Set in the wonderful theatre upstairs at the Gatehouse pub in Highgate, Hampstead Garden Opera’s new production of L’Orfeo by Monteverdi contained some memorable images and richly resonant chorus passages. However, the plight of the opera’s mythical hero, Orpheus (here played by Edmund Hastings), and his quest to bring his wife Euridice (Natalie Perez), back from the dead, became somewhat muddled within the sparse setting and updating of the production. Nevertheless, this rendition of the classical myth had some interesting ideas and real musical strength in places, stemming from the orchestra – Musica Poetica – convincingly led from the harpsichord by Oliver-John Ruthven.

The opening drones from the viols and harpsichords transported us instantly into a vivid and unfamiliar soundworld. There was a real rapport between the players that was delightful to behold. Indeed, it was a shame not to be able to see the instrumentalists performing on the pochettes – tiny violin-like instruments - whose distinctively reedy timbre emanated from behind the scenery. It was notable that the singers were always synchronised with the orchestra, seemingly without making direct eye contact with the conductor. Mezzo-soprano Sophie Yelland (playing Hope and Proserpina) had a particularly rich vocal tone, while Theresa Pells (playing the Messenger) delivered a dramatic and clearly articulated description of the scene of Eurydice’s tragic death.

The sonorous sound of the chorus was one of the musical highlights of the evening: the sforzandi crescendos in their lamentations for the loss of Euridice in the second half were extremely effective. In the programme notes, director Matthew Eberhardt draws our attention to these outbursts of “collective emotion”, and his meticulously choreographed ensemble sequences deserve mention here. These were some of the most vivid moments of the first half: intricately crafted dances which united the chorus in scenic constellations depicting prayer, rejoicing, and flower-gathering. Natalie Perez evoked elegant statue-like gestures in her role as “Music”, prior to becoming an equally graceful Eurydice. Hastings (Orfeo) and Perez made a handsome leading couple, and there were moments of chemistry between them – but the dramatic depiction of their courtship was unclear, and Orfeo seemed to be mourning from the start of the opera, which made his desolation at the discovery of his wife’s death less striking.
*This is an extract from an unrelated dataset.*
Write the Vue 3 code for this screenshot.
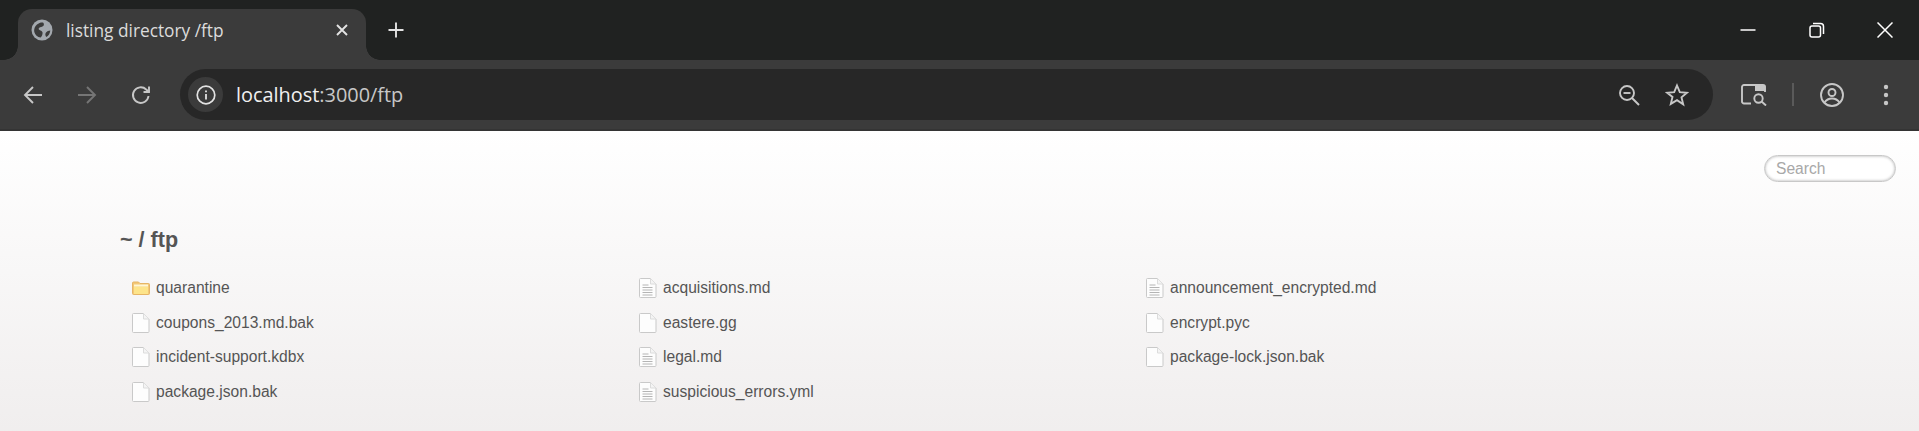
<script setup>
const doc = 'doc', blank = 'blank', folder = 'folder'
const files = [
  { name: 'quarantine', icon: folder },
  { name: 'acquisitions.md', icon: doc },
  { name: 'announcement_encrypted.md', icon: doc },
  { name: 'coupons_2013.md.bak', icon: blank },
  { name: 'eastere.gg', icon: blank },
  { name: 'encrypt.pyc', icon: blank },
  { name: 'incident-support.kdbx', icon: blank },
  { name: 'legal.md', icon: doc },
  { name: 'package-lock.json.bak', icon: blank },
  { name: 'package.json.bak', icon: blank },
  { name: 'suspicious_errors.yml', icon: doc },
]
</script>

<template>
  <div class="window">
    <header class="tabstrip">
      <div class="tab">
        <svg class="globe" width="22" height="22" viewBox="0 0 22 22">
          <circle cx="11" cy="11" r="10.500" fill="#a3a8ae" />
          <path d="M6 5.500c1.800-1.600 4-2.200 6-2 1 .9 1.200 2.300.5 3.300-1.200 1.400-3.300 1-4.500 2.200-.9 1 .1 2.200 1.500 2.500 1.500.4 2.400 1.600 2 3.300-.3 1.600-1 3-1.800 3.800C6.500 18 4 16 3.300 13c-.6-2.800.6-5.700 2.700-7.500z" fill="#3b3b3b" />
          <path d="M15 13.500c1-1.300 2.600-2 4.300-2-.3 3-1.700 5.300-4.100 6.500-1-1.500-1.200-3.300-.2-4.500z" fill="#3b3b3b" />
        </svg>
        <span class="tab-title">listing directory /ftp</span>
        <svg class="tab-close" width="12" height="12" viewBox="0 0 12 12">
          <path d="M1 1l10 10M11 1L1 11" stroke="#e3e3e3" stroke-width="1.900" fill="none" />
        </svg>
      </div>
      <svg class="new-tab" width="16" height="16" viewBox="0 0 16 16">
        <path d="M8 .5v15M.5 8h15" stroke="#e3e3e3" stroke-width="1.900" fill="none" />
      </svg>
      <div class="window-controls">
        <svg width="16" height="16" viewBox="0 0 16 16"><path d="M.5 8h15" stroke="#fff" stroke-width="1.500" /></svg>
        <svg width="16" height="16" viewBox="0 0 16 16" fill="none" stroke="#fff" stroke-width="1.500"><rect x="1" y="4" width="10.500" height="11" rx="2" /><path d="M4 1.500h7.500a3 3 0 0 1 3 3V12" /></svg>
        <svg width="16" height="16" viewBox="0 0 16 16"><path d="M.5.5l15 15M15.500.5l-15 15" stroke="#fff" stroke-width="1.500" fill="none" /></svg>
      </div>
    </header>

    <nav class="toolbar">
      <div class="nav-buttons">
        <svg width="20" height="20" viewBox="0 0 20 20" fill="none" stroke="#c7c7c7" stroke-width="1.900"><path d="M19 10H2M10 2l-8 8 8 8" /></svg>
        <svg width="20" height="20" viewBox="0 0 20 20" fill="none" stroke="#757575" stroke-width="1.900"><path d="M1 10h17M10 2l8 8-8 8" /></svg>
        <svg width="20" height="20" viewBox="0 0 20 20" fill="none" stroke="#c7c7c7" stroke-width="1.900"><path d="M17.500 11a7.800 7.800 0 1 1-2.300-6.500L18 7" /><path d="M18 1.500V7h-5.500" /></svg>
      </div>
      <div class="omnibox">
        <div class="info-chip">
          <svg width="20" height="20" viewBox="0 0 20 20" fill="none" stroke="#e3e3e3"><circle cx="10" cy="10" r="8.800" stroke-width="1.700" /><path d="M10 9v5.500" stroke-width="1.800" /><path d="M10 5.500v1.800" stroke-width="1.800" /></svg>
        </div>
        <span class="url"><span class="host">localhost</span>:3000/ftp</span>
        <div class="omni-actions">
          <svg width="22" height="22" viewBox="0 0 22 22" fill="none" stroke="#c7c7c7" stroke-width="1.900"><circle cx="9" cy="9" r="7" /><path d="M14 14l7 7" /><path d="M5.500 9h7" /></svg>
          <svg width="24" height="24" viewBox="0 0 24 24" fill="none" stroke="#c7c7c7" stroke-width="1.900"><path d="M12 2.500l2.800 6.600 7.200.6-5.500 4.700 1.700 7L12 17.200l-6.200 3.700 1.700-7L2 9.700l7.200-.6z" /></svg>
        </div>
      </div>
      <div class="tools">
        <svg class="tool-lens" width="26" height="22" viewBox="0 0 26 22" fill="none" stroke="#c7c7c7" stroke-width="1.900">
          <path d="M10 19.500H3a2 2 0 0 1-2-2V3a2 2 0 0 1 2-2h19a2 2 0 0 1 2 2v5" />
          <path d="M14 1h9a1.500 1.500 0 0 1 1.500 1.500V7H14z" fill="#c7c7c7" stroke="none" />
          <circle cx="17.500" cy="14.500" r="4.200" />
          <path d="M20.500 17.500l4.500 4" />
        </svg>
        <span class="divider"></span>
        <svg class="tool-avatar" width="24" height="24" viewBox="0 0 24 24" fill="none" stroke="#c7c7c7" stroke-width="1.900">
          <circle cx="12" cy="12" r="11" /><circle cx="12" cy="9.500" r="3.500" /><path d="M4.500 19.500c2-3 5-4 7.500-4s5.500 1 7.500 4" />
        </svg>
        <svg class="tool-menu" width="6" height="22" viewBox="0 0 6 22" fill="#c7c7c7"><circle cx="3" cy="3" r="2.200" /><circle cx="3" cy="11" r="2.200" /><circle cx="3" cy="19" r="2.200" /></svg>
      </div>
    </nav>

    <main class="page">
      <div class="search-row"><input class="search" type="text" placeholder="Search" /></div>
      <h1 class="crumb">~ / ftp</h1>
      <ul class="files">
        <li v-for="f in files" :key="f.name" class="file">
          <svg v-if="f.icon === 'folder'" width="18" height="20" viewBox="0 0 18 20">
            <path d="M.500 5a1 1 0 0 1 1-1h5l1.500 1.500h8.500a1 1 0 0 1 1 1v9a1 1 0 0 1-1 1h-15a1 1 0 0 1-1-1z" fill="#f3c777" stroke="#e6b565" />
            <path d="M2 8.500h14v7.500H2z" fill="#fde48a" />
            <path d="M2 6.500h14v2H2z" fill="#fff6d4" />
          </svg>
          <svg v-else width="18" height="20" viewBox="0 0 18 20">
            <path d="M.500 1.500a1 1 0 0 1 1-1h10l5.500 5.500v12.500a1 1 0 0 1-1 1h-14.500a1 1 0 0 1-1-1z" fill="#fdfdfd" stroke="#c9c9c9" />
            <path d="M11.500 .5V6H17" fill="#f4f4f4" stroke="#dcdcdc" />
            <path v-if="f.icon === 'doc'" d="M3.500 7h6M3.500 9.500h10M3.500 12h10M3.500 14.500h10M3.500 17h10" stroke="#b4b4b4" />
          </svg>
          <a class="file-name">{{ f.name }}</a>
        </li>
      </ul>
    </main>
  </div>
</template>

<style>
html, body { margin: 0; padding: 0; }
</style>

<style scoped>
.window { width: 1919px; height: 431px; overflow: hidden; display: flex; flex-direction: column; }

.tabstrip {
  height: 60px; flex: none; background: #202221; position: relative;
  display: flex; align-items: flex-end; padding-left: 18px; box-sizing: border-box;
}
.tab {
  width: 348px; height: 51px; background: #3b3b3b; border-radius: 14px 14px 0 0;
  display: flex; align-items: center; position: relative; padding: 0 0 9px 13px; box-sizing: border-box;
}
.tab::before, .tab::after { content: ""; position: absolute; bottom: 0; width: 14px; height: 14px; }
.tab::before { left: -14px; background: radial-gradient(circle at 0 0, #202221 13.500px, #3b3b3b 14px); }
.tab::after { right: -14px; background: radial-gradient(circle at 100% 0, #202221 13.500px, #3b3b3b 14px); }
.globe { flex: none; }
.tab-title { margin-left: 13px; font: 17.300px "Open Sans", sans-serif; color: #dcdcdc; white-space: nowrap; }
.tab-close { margin-left: auto; margin-right: 18px; }
.new-tab { position: absolute; left: 388px; top: 22px; }
.window-controls {
  position: absolute; right: 0; top: 22px; width: 179px; padding-right: 26px;
  box-sizing: border-box; display: flex; justify-content: space-between; align-items: flex-start;
}

.toolbar {
  height: 71px; flex: none; background: #3b3b3b; border-bottom: 2px solid #343434; box-sizing: border-box;
  display: flex; align-items: flex-start; padding: 9px 0 0 23px;
}
.nav-buttons { display: flex; gap: 34px; padding-top: 16px; width: 157px; flex: none; }
.omnibox {
  width: 1533px; height: 51px; background: #272727; border-radius: 26px; flex: none;
  display: flex; align-items: center; padding: 0 24px 0 8px; box-sizing: border-box;
}
.info-chip {
  width: 35px; height: 35px; border-radius: 50%; background: #3b3b3b;
  display: flex; align-items: center; justify-content: center; flex: none;
}
.url { margin-left: 13px; font: 19.900px "Open Sans", sans-serif; color: #c7c7c7; white-space: nowrap; }
.host { color: #f0f0f0; }
.omni-actions { margin-left: auto; display: flex; align-items: center; gap: 25px; }
.tools { display: flex; align-items: center; margin-left: 28px; height: 51px; }
.tool-lens { flex: none; }
.divider { width: 2px; height: 23px; background: #5a5a5a; margin: 0 26px 0 25px; }
.tool-menu { margin-left: 39px; }

.page {
  flex: 1; background: linear-gradient(#fff, #ece9e9 128%); color: #555;
  font: 15.600px "Liberation Sans", Arial, sans-serif; padding: 24px 0 0 120px; box-sizing: border-box;
}
.search-row { display: flex; justify-content: flex-end; padding-right: 23px; }
.search {
  width: 132px; height: 27px; box-sizing: border-box; border: 1px solid #c8c8c8; border-radius: 14px;
  box-shadow: inset 0 0 3px #aaa; background: #fff; padding: 0 11px;
  font: 15.600px "Liberation Sans", Arial, sans-serif; outline: none;
}
.search::placeholder { color: #a8a8a8; }
.crumb { margin: 44px 0 0; font-size: 21.600px; font-weight: 700; color: #555; line-height: 28px; }
.files {
  list-style: none; margin: 17px 0 0; padding: 0 0 0 12px;
  display: grid; grid-template-columns: repeat(3, 507px); grid-auto-rows: 34.500px;
}
.file { display: flex; align-items: center; gap: 6px; }
.file svg { flex: none; }
.file-name { color: #555; }
</style>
The absence of visual differentiation between characters divine and mortal was also problematic. It is possible that the fragmentary structure of Monteverdi’s 17th-century work is to blame for this; however, Rachel Szmukler’s elegant costumes – flowing skirts for the ladies and black suits for the men – did not aid our identification of individual characters (such as the Messenger and “Hope”), who emerged directly from the choruses of “countryfolk” and wedding guests. This lack of supernatural visual material could be attributed to Eberhardt’s aim of bringing the opera into the 21st century; however, this modernisation didn’t always help us to understand the plight of the heroes. The depiction of Hades as a graffiti-covered lair populated by leather-clad punks and topless men was also questionable. It effectively established the opposition between the innocence of Euridice and the corrupt nature of Hell, but when Pluto, played by Ian Helm with great stage presence, put down his copy of Fifty Shades of Grey to light a cigarette, Eberhardt’s dramatisation of the underworld came across as more of an attempt to be subversive, or contemporary, rather than to evoke a genuinely sinister depiction of hell. By downplaying the visual opposition between human and divine figures, the production appeared to be less in thrall to the irrevocable powers of Fate, Death and the Gods than the myth would imply, and there was very little to suggest a fatal struggle between these elemental forces.

There also seemed to be a lack of communication between Orfeo and Charon, the Ferryman, over the waters of Hades. When Orfeo implores Charon to let him pass and charms him to sleep with his singing, the dialogue between them should be full of tension, and we should sense that Charon is powerless before Orfeo’s music. Here, however, there was a crucial loss of dramatic momentum created by static staging. Nevertheless, Ben Pickersgill’s lighting made atmospheric use of the space, subtly evoking very different moods within this intimate venue. Lack of depth in the emotional characterisation of the solo roles meant that it was harder to sympathise with them as individuals, and to follow the development of the plot. By contrast, the chorus came across differently: they seemed to work well together and there was a genuine rapport between them. Despite these issues, this company of emerging artists has a great deal of potential, and the dynamic use of authentic Baroque instruments by Musica Poetica was an exciting and memorable contribution to the overall experience.